No doubt, I had the first glimpse of you, as I was on epidural anaesthesia before the operation. I almost lost consciousness during the operation for I went into breathlessness, due to a slight attack of asthma. I thought I would die and at that point in time I wondered who would care for you if I were gone. Thank God, the doctor understood my predicament and quickly pulled and dragged you out of the womb in one piece. I realised then that I would live. It was at that moment that I decided I shall not go through this ever again. I was glad that God had blessed me with you my only dear child, at this advanced age of 46 years.
Of course, you are wondering why your parents are old and sometimes you are ashamed of this fact. All I can say is, 'God had decided it that way,' and that you have to accept it. I console myself with the thought that if we were younger parents, you may not get the patience and perseverence that we show you now, in your learning environment.
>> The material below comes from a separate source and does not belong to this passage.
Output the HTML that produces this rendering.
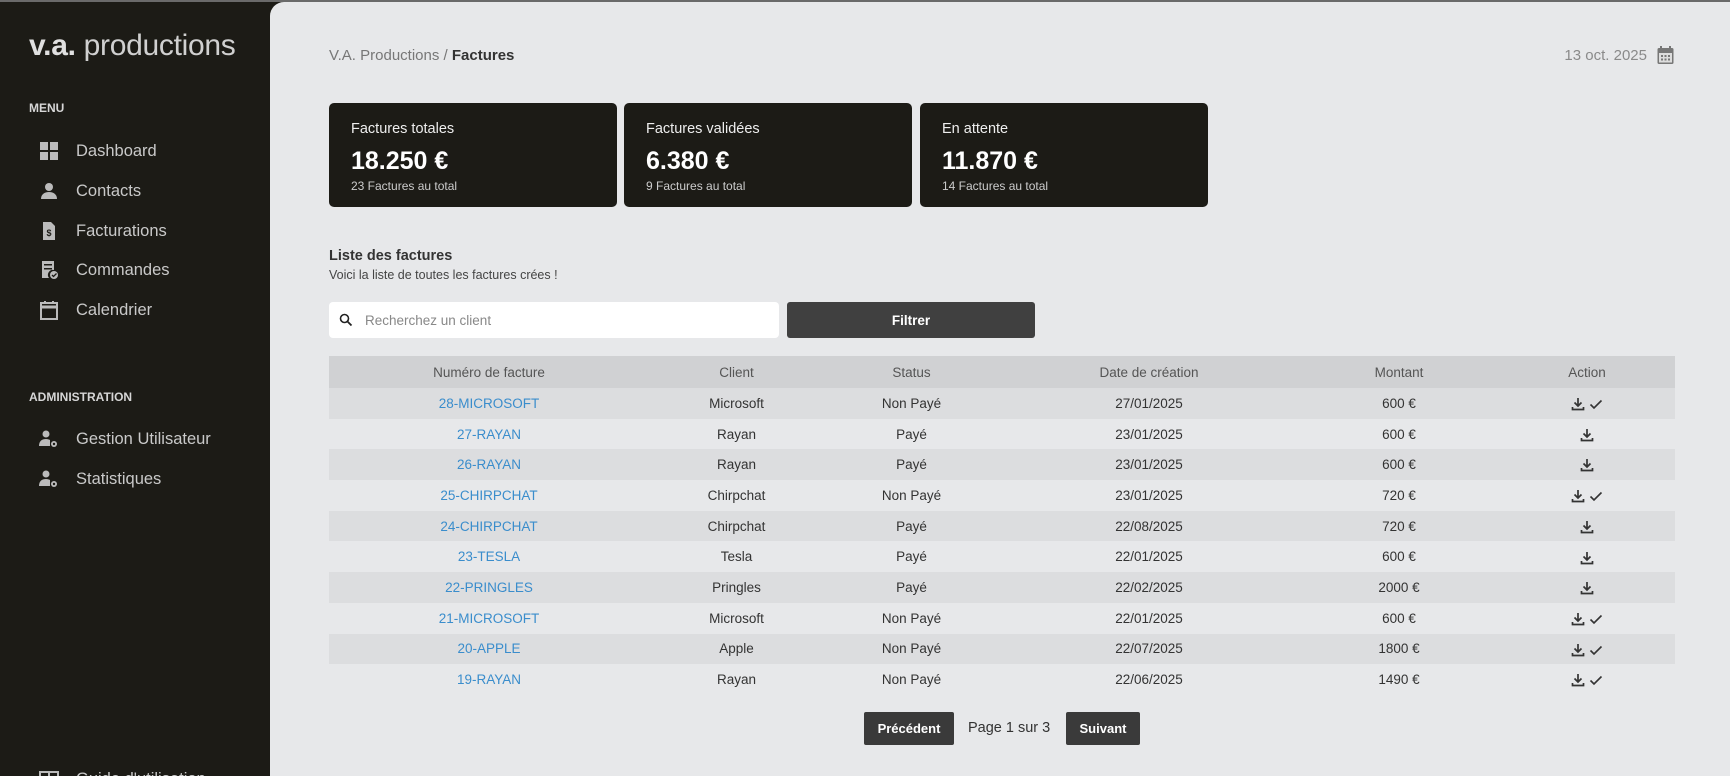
<!DOCTYPE html>
<html><head><meta charset="utf-8"><style>
*{box-sizing:border-box;margin:0;padding:0}
html,body{width:1730px;height:776px;overflow:hidden}
body{background:#1c1b16;font-family:"Liberation Sans",sans-serif;position:relative}
.topline{position:absolute;left:0;top:0;width:1730px;height:2px;background:#6a6a6a;z-index:3}
.side{position:absolute;left:0;top:0;width:270px;height:776px;background:#1c1b16;color:#c9c9c9;overflow:hidden}
.logo{position:absolute;left:29px;top:29px;font-size:30px;color:#e0e0e0;letter-spacing:-0.3px}
.logo b{font-weight:900}
.logo span{font-weight:normal;color:#d0d0d0}
.sec{position:absolute;left:29px;font-size:12px;font-weight:bold;color:#d6d6d6}
.item{position:absolute;left:39px;font-size:16.5px;color:#c9c9c9;display:flex;align-items:center;height:22px}
.item svg{width:20px;height:20px;margin-right:17px}
.main{position:absolute;left:270px;top:2px;width:1460px;height:774px;background:#e7e8ea;border-top-left-radius:14px}
.crumb{position:absolute;left:59px;top:45px;font-size:15px;color:#777}
.crumb b{color:#333;font-weight:bold}
.date{position:absolute;right:56px;top:44px;font-size:15px;color:#8a8a8a;display:flex;align-items:center}
.card{position:absolute;top:101px;width:288px;height:104px;background:#1c1b16;border-radius:5px;color:#fff;padding:18px 22px}
.card .t{font-size:14.5px;color:#eee}
.card .v{font-size:25px;font-weight:bold;margin-top:10px}
.card .s{font-size:12px;color:#ccc;margin-top:3px}
.lt{position:absolute;left:59px;top:246px;font-size:14.5px;font-weight:bold;color:#333}
.ls{position:absolute;left:59px;top:266px;font-size:12.5px;color:#444}
.search{position:absolute;left:59px;top:300px;width:450px;height:36px;background:#fff;border-radius:4px;display:flex;align-items:center;padding-left:10px;font-size:13.5px;color:#888}
.filt{position:absolute;left:517px;top:300px;width:248px;height:36px;background:#404040;border-radius:3px;color:#fff;font-size:13.5px;font-weight:bold;display:flex;align-items:center;justify-content:center}
table{position:absolute;left:59px;top:354px;width:1346px;border-collapse:collapse;font-size:13.5px;color:#333}
th{background:#d0d1d3;height:32px;font-weight:normal;color:#555}
td{height:30.7px;text-align:center}
tr:nth-child(even) td{background:#dcdddf}
td a{color:#3a8dcc;text-decoration:none}
.btn{position:absolute;top:710px;height:33px;background:#3a3a3a;color:#fff;font-size:13px;font-weight:bold;display:flex;align-items:center;justify-content:center;border-radius:2px}
.pg{position:absolute;left:698px;top:718px;font-size:14.5px;color:#333}
</style></head><body>
<div class="topline"></div>
<div class="side">
<div class="logo"><b>v.a.</b> <span>productions</span></div>
<div class="sec" style="top:101px">MENU</div>
<div class="item" style="top:140px"><svg viewBox="0 0 20 20" fill="#bbb"><rect x="1" y="1" width="8" height="8"/><rect x="11" y="1" width="8" height="8"/><rect x="1" y="11" width="8" height="8"/><rect x="11" y="11" width="8" height="8"/></svg>Dashboard</div>
<div class="item" style="top:180px"><svg viewBox="0 0 20 20" fill="#bbb"><circle cx="10" cy="6" r="4"/><path d="M2 18c0-5 4-7 8-7s8 2 8 7z"/></svg>Contacts</div>
<div class="item" style="top:220px"><svg viewBox="0 0 20 20"><path d="M4 1h8l4 4v14H4z" fill="#bbb"/><text x="10" y="15" font-size="9" font-weight="bold" text-anchor="middle" fill="#1c1b16" font-family="Liberation Sans">$</text></svg>Facturations</div>
<div class="item" style="top:259px"><svg viewBox="0 0 20 20" fill="#bbb"><path d="M3 1h12v9a5 5 0 0 0-5 8H3z"/><circle cx="15" cy="15" r="4"/><path d="M13 15l1.5 1.5 3-3" stroke="#1c1b16" stroke-width="1.3" fill="none"/><rect x="5" y="4" width="8" height="1.5" fill="#1c1b16"/><rect x="5" y="8" width="8" height="1.5" fill="#1c1b16"/></svg>Commandes</div>
<div class="item" style="top:299px"><svg viewBox="0 0 20 20" fill="none" stroke="#bbb" stroke-width="2"><rect x="2" y="3" width="16" height="16"/><path d="M2 7h16" stroke-width="3"/><path d="M6 1v3M14 1v3"/></svg>Calendrier</div>
<div class="sec" style="top:390px">ADMINISTRATION</div>
<div class="item" style="top:428px"><svg viewBox="0 0 20 20" fill="#bbb"><circle cx="7" cy="5" r="3.5"/><path d="M0 17c0-5 3-7 7-7 2 0 3 .5 4 1v6z"/><circle cx="15" cy="15" r="3"/><circle cx="15" cy="15" r="1.2" fill="#1c1b16"/></svg>Gestion Utilisateur</div>
<div class="item" style="top:468px"><svg viewBox="0 0 20 20" fill="#bbb"><circle cx="7" cy="5" r="3.5"/><path d="M0 17c0-5 3-7 7-7 2 0 3 .5 4 1v6z"/><circle cx="15" cy="15" r="3"/><circle cx="15" cy="15" r="1.2" fill="#1c1b16"/></svg>Statistiques</div>
<div class="item" style="top:768px"><svg viewBox="0 0 20 20" fill="none" stroke="#bbb" stroke-width="2"><rect x="1" y="3" width="18" height="14"/><path d="M10 3v14"/></svg>Guide d'utilisation</div>
</div>
<div class="main">
<div class="crumb">V.A. Productions / <b>Factures</b></div>
<div class="date">13 oct. 2025<svg style="margin-left:10px" width="17" height="18" viewBox="0 0 17 18"><rect x="0.5" y="2" width="16" height="16" rx="1.5" fill="#777"/><rect x="2" y="7" width="13" height="9.5" fill="#ddd"/><path d="M4 0v4M13 0v4" stroke="#777" stroke-width="2"/><g fill="#777"><rect x="4" y="9" width="2" height="2"/><rect x="7.5" y="9" width="2" height="2"/><rect x="11" y="9" width="2" height="2"/><rect x="4" y="12.5" width="2" height="2"/><rect x="7.5" y="12.5" width="2" height="2"/><rect x="11" y="12.5" width="2" height="2"/></g></svg></div>
<div class="card" style="left:59px"><div class="t">Factures totales</div><div class="v">18.250 €</div><div class="s">23 Factures au total</div></div>
<div class="card" style="left:354px"><div class="t">Factures validées</div><div class="v">6.380 €</div><div class="s">9 Factures au total</div></div>
<div class="card" style="left:650px"><div class="t">En attente</div><div class="v">11.870 €</div><div class="s">14 Factures au total</div></div>
<div class="lt">Liste des factures</div>
<div class="ls">Voici la liste de toutes les factures crées !</div>
<div class="search"><svg width="14" height="14" viewBox="0 0 14 14" style="margin-right:12px"><circle cx="5.5" cy="5.5" r="4" stroke="#222" stroke-width="1.6" fill="none"/><path d="M8.5 8.5l4 4" stroke="#222" stroke-width="1.8"/></svg>Recherchez un client</div>
<div class="filt">Filtrer</div>
<table>
<colgroup><col style="width:320px"><col style="width:175px"><col style="width:175px"><col style="width:300px"><col style="width:200px"><col style="width:176px"></colgroup>
<tr><th>Numéro de facture</th><th>Client</th><th>Status</th><th>Date de création</th><th>Montant</th><th>Action</th></tr>
<tr><td><a>28-MICROSOFT</a></td><td>Microsoft</td><td>Non Payé</td><td>27/01/2025</td><td>600 €</td><td class="a2"></td></tr>
<tr><td><a>27-RAYAN</a></td><td>Rayan</td><td>Payé</td><td>23/01/2025</td><td>600 €</td><td class="a1"></td></tr>
<tr><td><a>26-RAYAN</a></td><td>Rayan</td><td>Payé</td><td>23/01/2025</td><td>600 €</td><td class="a1"></td></tr>
<tr><td><a>25-CHIRPCHAT</a></td><td>Chirpchat</td><td>Non Payé</td><td>23/01/2025</td><td>720 €</td><td class="a2"></td></tr>
<tr><td><a>24-CHIRPCHAT</a></td><td>Chirpchat</td><td>Payé</td><td>22/08/2025</td><td>720 €</td><td class="a1"></td></tr>
<tr><td><a>23-TESLA</a></td><td>Tesla</td><td>Payé</td><td>22/01/2025</td><td>600 €</td><td class="a1"></td></tr>
<tr><td><a>22-PRINGLES</a></td><td>Pringles</td><td>Payé</td><td>22/02/2025</td><td>2000 €</td><td class="a1"></td></tr>
<tr><td><a>21-MICROSOFT</a></td><td>Microsoft</td><td>Non Payé</td><td>22/01/2025</td><td>600 €</td><td class="a2"></td></tr>
<tr><td><a>20-APPLE</a></td><td>Apple</td><td>Non Payé</td><td>22/07/2025</td><td>1800 €</td><td class="a2"></td></tr>
<tr><td><a>19-RAYAN</a></td><td>Rayan</td><td>Non Payé</td><td>22/06/2025</td><td>1490 €</td><td class="a2"></td></tr>
</table>
<div class="btn" style="left:594px;width:90px">Précédent</div>
<div class="pg">Page 1 sur 3</div>
<div class="btn" style="left:796px;width:74px">Suivant</div>
</div>
<script>
var dl='<svg width="14" height="14" viewBox="0 0 14 14" style="vertical-align:middle"><path d="M7 1v8M3.5 5.5L7 9l3.5-3.5" stroke="#333" stroke-width="1.7" fill="none"/><path d="M1.5 10v2.5h11V10" stroke="#333" stroke-width="1.7" fill="none"/></svg>';
var ck='<svg width="14" height="14" viewBox="0 0 14 14" style="vertical-align:middle;margin-left:4px"><path d="M1.5 7.5l3.5 3.5 7.5-7.5" stroke="#333" stroke-width="1.6" fill="none"/></svg>';
document.querySelectorAll('.a1').forEach(function(e){e.innerHTML=dl});
document.querySelectorAll('.a2').forEach(function(e){e.innerHTML=dl+ck});
</script>
</body></html>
Yours is a life of constant learning, not only from books in the academic world and your own personal experiences but from the lives of others as well. You have to enrich your life so that you succeed in the material world as well as in the abstract and virtual world.
You might wonder why we don't pamper you like other parents do. You may not understand us even if we were to explain to you now. You will learn when the time comes. Until then please bear with us and forgive us if we had made mistakes along the way. No man born is faultless and I hope you accept us for what we are.
I decided to pen you this letter in case I do not see the light of day tomorrow. I do not wish to leave you without expressing my thoughts my dear child. Be happy and contented with whatever you have and can have. I do not wish to make this a lesson in moral values but I hope it can help to guide you through life.